The past few days have been spent dealing with a mountain of fleece. No, I didn’t buy it at Spinners day at the Winery. (I’m negotiating that for later.) Long, long ago, like in February, I asked The Boyfriend’s uncle if he could get a little bit of wool from his neighbors. He lives in 4H land, and I was looking for meat sheep fleeces for the woolen stuff. I didn’t hear anything, so I went and found my own. Well, this week I get a cryptic email about Dorset fleeces. I go to the mailbox and there is a huge box containing two Dorset fleeces. Yikes. They are stinky and dirty and smell more like barnyard than sheep. They are also full of hay, burrs, dirt and all kinds of things. I went through both to see what I could use and out of two large garbage bags I got one small one of stuff I might be willing to do something with later. The fiber itself isn’t bad, it would be good for sock yarn or cold weather sweaters or things. But I have plenty of other fiber that doesn’t need nearly as much work. It’s very kind of him to go through the trouble to locate and mail me the fleeces. And at the time I did need such things. But Oh Boy.
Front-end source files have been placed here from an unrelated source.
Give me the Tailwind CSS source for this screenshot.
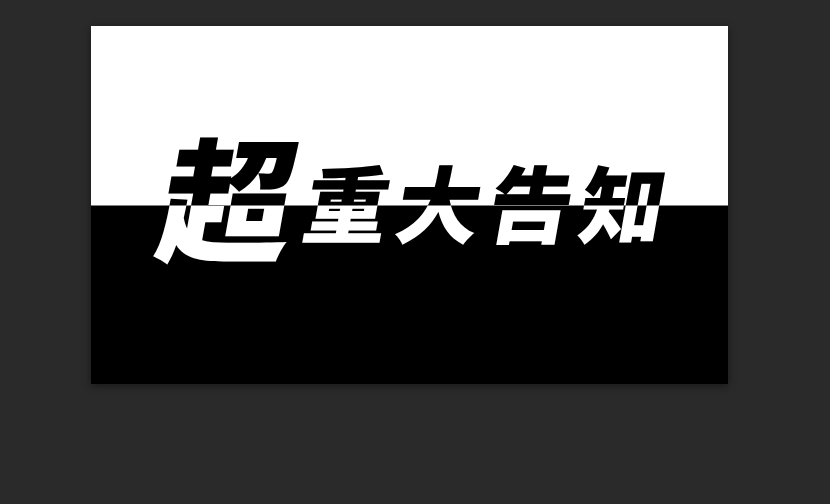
<!DOCTYPE html>
<html lang="zh-CN">
<head>
  <meta charset="UTF-8" />
  <title>超重大告知</title>
  <script src="https://cdn.jsdelivr.net/npm/@tailwindcss/browser@4"></script>
</head>
<body class="h-[504px] w-[830px] overflow-hidden bg-[#2a2a2a] pt-[26px] pl-[91px]">
  <div class="relative isolate flex h-[358px] w-[637px] flex-col shadow-[0_2px_8px_rgba(0,0,0,0.45)]">
    <div class="h-[179px] bg-white"></div>
    <div class="h-px bg-[#808080]"></div>
    <div class="flex-1 bg-black"></div>

    <!-- text flips colour where it crosses the split -->
    <div class="absolute top-[101px] left-[72px] flex items-end font-['Noto_Sans_CJK_SC',sans-serif] font-black leading-none text-white mix-blend-difference">
      <span class="block skew-x-[-10deg] text-[134px]">超</span>
      <span class="mb-[18px] ml-[9px] block skew-x-[-10deg] text-[84px] tracking-[8px]">重大告知</span>
    </div>
  </div>
</body>
</html>
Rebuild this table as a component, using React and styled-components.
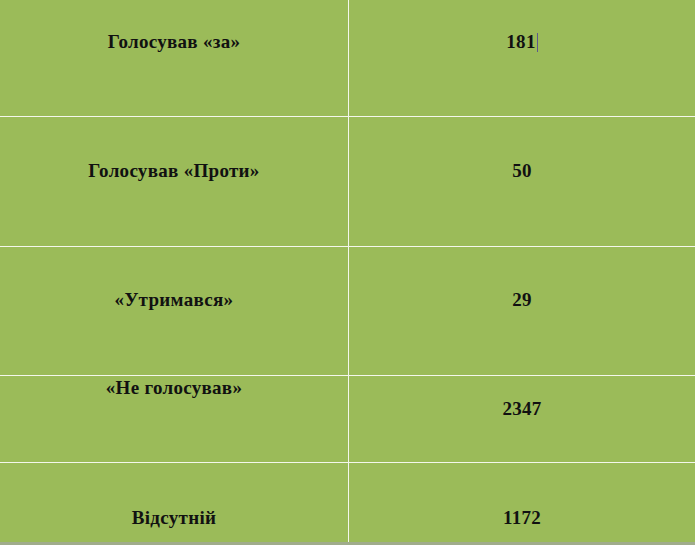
import React from "react";
import styled, { createGlobalStyle } from "styled-components";

const GlobalStyle = createGlobalStyle`
  html, body {
    margin: 0;
    padding: 0;
    background: #a0ac8c;
  }
`;

const Table = styled.div`
  width: 695px;
  display: grid;
  grid-template-columns: 348px 1fr;
  grid-template-rows: 116px 129px 128px 86px 79px;
  gap: 1px;
  background: #f4f7ec;
`;

const Cell = styled.div`
  background: #9bbb59;
  display: flex;
  justify-content: center;
  align-items: flex-start;
  padding-top: ${(p) => p.$top}px;
  box-sizing: border-box;
  font-family: "Liberation Serif", "DejaVu Serif", serif;
  font-weight: bold;
  font-size: 19px;
  line-height: 22px;
  letter-spacing: 0.3px;
  color: #111111;
`;

const Caret = styled.span`
  display: inline-block;
  width: 1px;
  height: 19px;
  margin-left: 1px;
  vertical-align: -4px;
  background: #5c5a8c;
`;

const rows = [
  { label: "Голосував «за»", value: "181", top: 31, valueTop: 31, caret: true },
  { label: "Голосував «Проти»", value: "50", top: 43, valueTop: 43 },
  { label: "«Утримався»", value: "29", top: 42, valueTop: 42 },
  { label: "«Не голосував»", value: "2347", top: 1, valueTop: 22 },
  { label: "Відсутній", value: "1172", top: 44, valueTop: 44 },
];

export default function App() {
  return (
    <>
      <GlobalStyle />
      <Table>
        {rows.map((r) => (
          <React.Fragment key={r.label}>
            <Cell $top={r.top}>{r.label}</Cell>
            <Cell $top={r.valueTop}>
              <span>
                {r.value}
                {r.caret && <Caret />}
              </span>
            </Cell>
          </React.Fragment>
        ))}
      </Table>
    </>
  );
}
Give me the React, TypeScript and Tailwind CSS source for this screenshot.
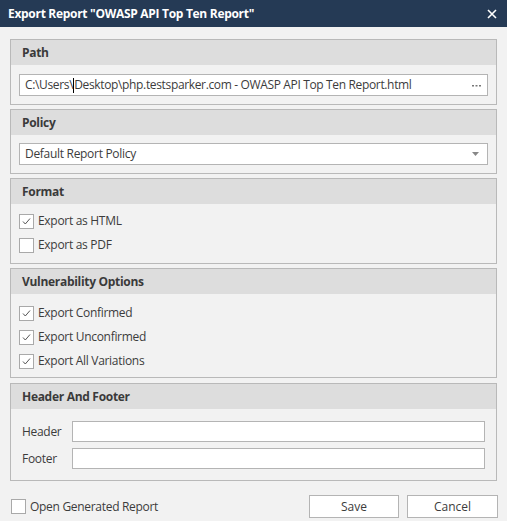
import React from "react";

const font = { fontFamily: '"Open Sans", "Noto Sans", "Liberation Sans", sans-serif' };

function Panel({ title, children }: { title: string; children: React.ReactNode }) {
  return (
    <div className="border border-[#b9b9b9] bg-[#f2f2f2]">
      <div className="h-[25px] bg-[#dddddd] pl-[11px] flex items-center text-[12px] font-bold text-[#3a3a3a] tracking-[-0.3px]">
        {title}
      </div>
      {children}
    </div>
  );
}

function Check({ checked, label }: { checked: boolean; label: string }) {
  return (
    <div className="flex items-center h-[24px]">
      <div className="w-[15px] h-[15px] border border-[#a9a9a9] bg-white flex items-center justify-center">
        {checked && (
          <svg width="11" height="11" viewBox="0 0 11 11">
            <path d="M2 5.5 L4.3 8 L9 2.5" fill="none" stroke="#555" strokeWidth="1" />
          </svg>
        )}
      </div>
      <span className="ml-[4px] text-[12px] text-[#3c3c3c] tracking-[-0.3px]">{label}</span>
    </div>
  );
}

export default function App() {
  return (
    <div className="w-[507px] h-[521px] bg-[#f2f2f2] flex flex-col" style={font}>
      <div className="h-[27px] bg-[#253a55] flex items-center justify-between pl-[8px] pr-[10px]">
        <span className="text-white text-[12px] font-bold tracking-[-0.3px]">Export Report "OWASP API Top Ten Report"</span>
        <svg width="10" height="10" viewBox="0 0 10 10">
          <path d="M1 1 L9 9 M9 1 L1 9" stroke="white" strokeWidth="1.6" />
        </svg>
      </div>
      <div className="px-[10px] pt-[12px] flex flex-col gap-[4px]">
        <Panel title="Path">
          <div className="px-[8px] pt-[9px] pb-[8px]">
            <div className="h-[22px] border border-[#b4b4b4] bg-white flex items-center pl-[5px] pr-[6px] text-[12px] text-[#3c3c3c] tracking-[-0.35px]">
              <span className="whitespace-nowrap">C:\Users\</span>
              <span className="inline-block w-[1px] h-[15px] bg-black" />
              <span className="whitespace-nowrap flex-1">Desktop\php.testsparker.com - OWASP API Top Ten Report.html</span>
              <svg width="9" height="3" viewBox="0 0 9 3">
                <rect x="0" y="1" width="2" height="1.5" fill="#777" />
                <rect x="3.5" y="1" width="2" height="1.5" fill="#777" />
                <rect x="7" y="1" width="2" height="1.5" fill="#777" />
              </svg>
            </div>
          </div>
        </Panel>
        <Panel title="Policy">
          <div className="px-[8px] pt-[8px] pb-[8px]">
            <div className="h-[22px] border border-[#b4b4b4] bg-white flex items-center justify-between pl-[5px] pr-[8px] text-[12px] text-[#3c3c3c] tracking-[-0.3px]">
              <span>Default Report Policy</span>
              <svg width="7" height="4" viewBox="0 0 7 4">
                <path d="M0 0 L7 0 L3.5 4 Z" fill="#888" />
              </svg>
            </div>
          </div>
        </Panel>
        <Panel title="Format">
          <div className="px-[8px] pt-[5px] pb-[6px]">
            <Check checked label="Export as HTML" />
            <Check checked={false} label="Export as PDF" />
          </div>
        </Panel>
        <Panel title="Vulnerability Options">
          <div className="px-[8px] pt-[7px] pb-[4px]">
            <Check checked label="Export Confirmed" />
            <Check checked label="Export Unconfirmed" />
            <Check checked label="Export All Variations" />
          </div>
        </Panel>
        <div className="mt-[1px]">
          <Panel title="Header And Footer">
            <div className="pl-[11px] pr-[11px] pt-[12px] pb-[11px] flex flex-col gap-[6px]">
              <div className="flex items-center">
                <span className="w-[50px] text-[12px] text-[#3c3c3c] tracking-[-0.3px]">Header</span>
                <div className="flex-1 h-[21px] border border-[#b4b4b4] bg-white" />
              </div>
              <div className="flex items-center">
                <span className="w-[50px] text-[12px] text-[#3c3c3c] tracking-[-0.3px]">Footer</span>
                <div className="flex-1 h-[21px] border border-[#b4b4b4] bg-white" />
              </div>
            </div>
          </Panel>
        </div>
      </div>
      <div className="flex items-center justify-between pl-[11px] pr-[9px] mt-[14px]">
        <div className="flex items-center">
          <div className="w-[15px] h-[15px] border border-[#a9a9a9] bg-white" />
          <span className="ml-[4px] text-[12px] text-[#3c3c3c] tracking-[-0.3px]">Open Generated Report</span>
        </div>
        <div className="flex gap-[8px]">
          <div className="w-[90px] h-[23px] border border-[#b4b4b4] bg-white flex items-center justify-center text-[12px] text-[#3c3c3c]">Save</div>
          <div className="w-[91px] h-[23px] border border-[#b4b4b4] bg-white flex items-center justify-center text-[12px] text-[#3c3c3c]">Cancel</div>
        </div>
      </div>
    </div>
  );
}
In the middle of all that, I’m still trying to get yarn done. It’s getting to the point where I’m sick of pretty much everything and I want it to all be over with. I needed to ply the cotton for the fine two-ply, so I took a look at how much a nightmare that might be. Earlier attempts were a mess, so I decided to let it sit on the bobbins a while. It’s only a little better now. I finally wound the two singles together on a bobbin so I can ply without also fighting snarled, tangled yarn. It only broke about a dozen times in the process because I went r e a l l y s l o w l y. It took hours just to wind the bobbin and I still have to actually twist it.
I’ve decided to do the spinning wheel skein as the single from the Andean weaving yarn. It’s tiny, but it’s fast and it’s something I can do without much thought. I started flicking more Suffolk to do the spindle wheel yarn, I will drum card it if I can but there are several other things ahead of it in the queue. I am still avoiding the small supported spindle. I should just get the large supported spindle thing over with, but I don’t know what I want to do with that yet. Maybe more Suffolk. Whatever it is, it will be large. And I’m not doing it with the long “Navajo” spindle, either. I don’t like them for soft yarns because the part that spirals up the shaft gets mashed while you are spinning. I have other large spindles, or I can take that same huge whorl and put it on a shorter shaft. Any bottom whorl spindle becomes a supported spindle by setting it down. Nothing fancy about it at all.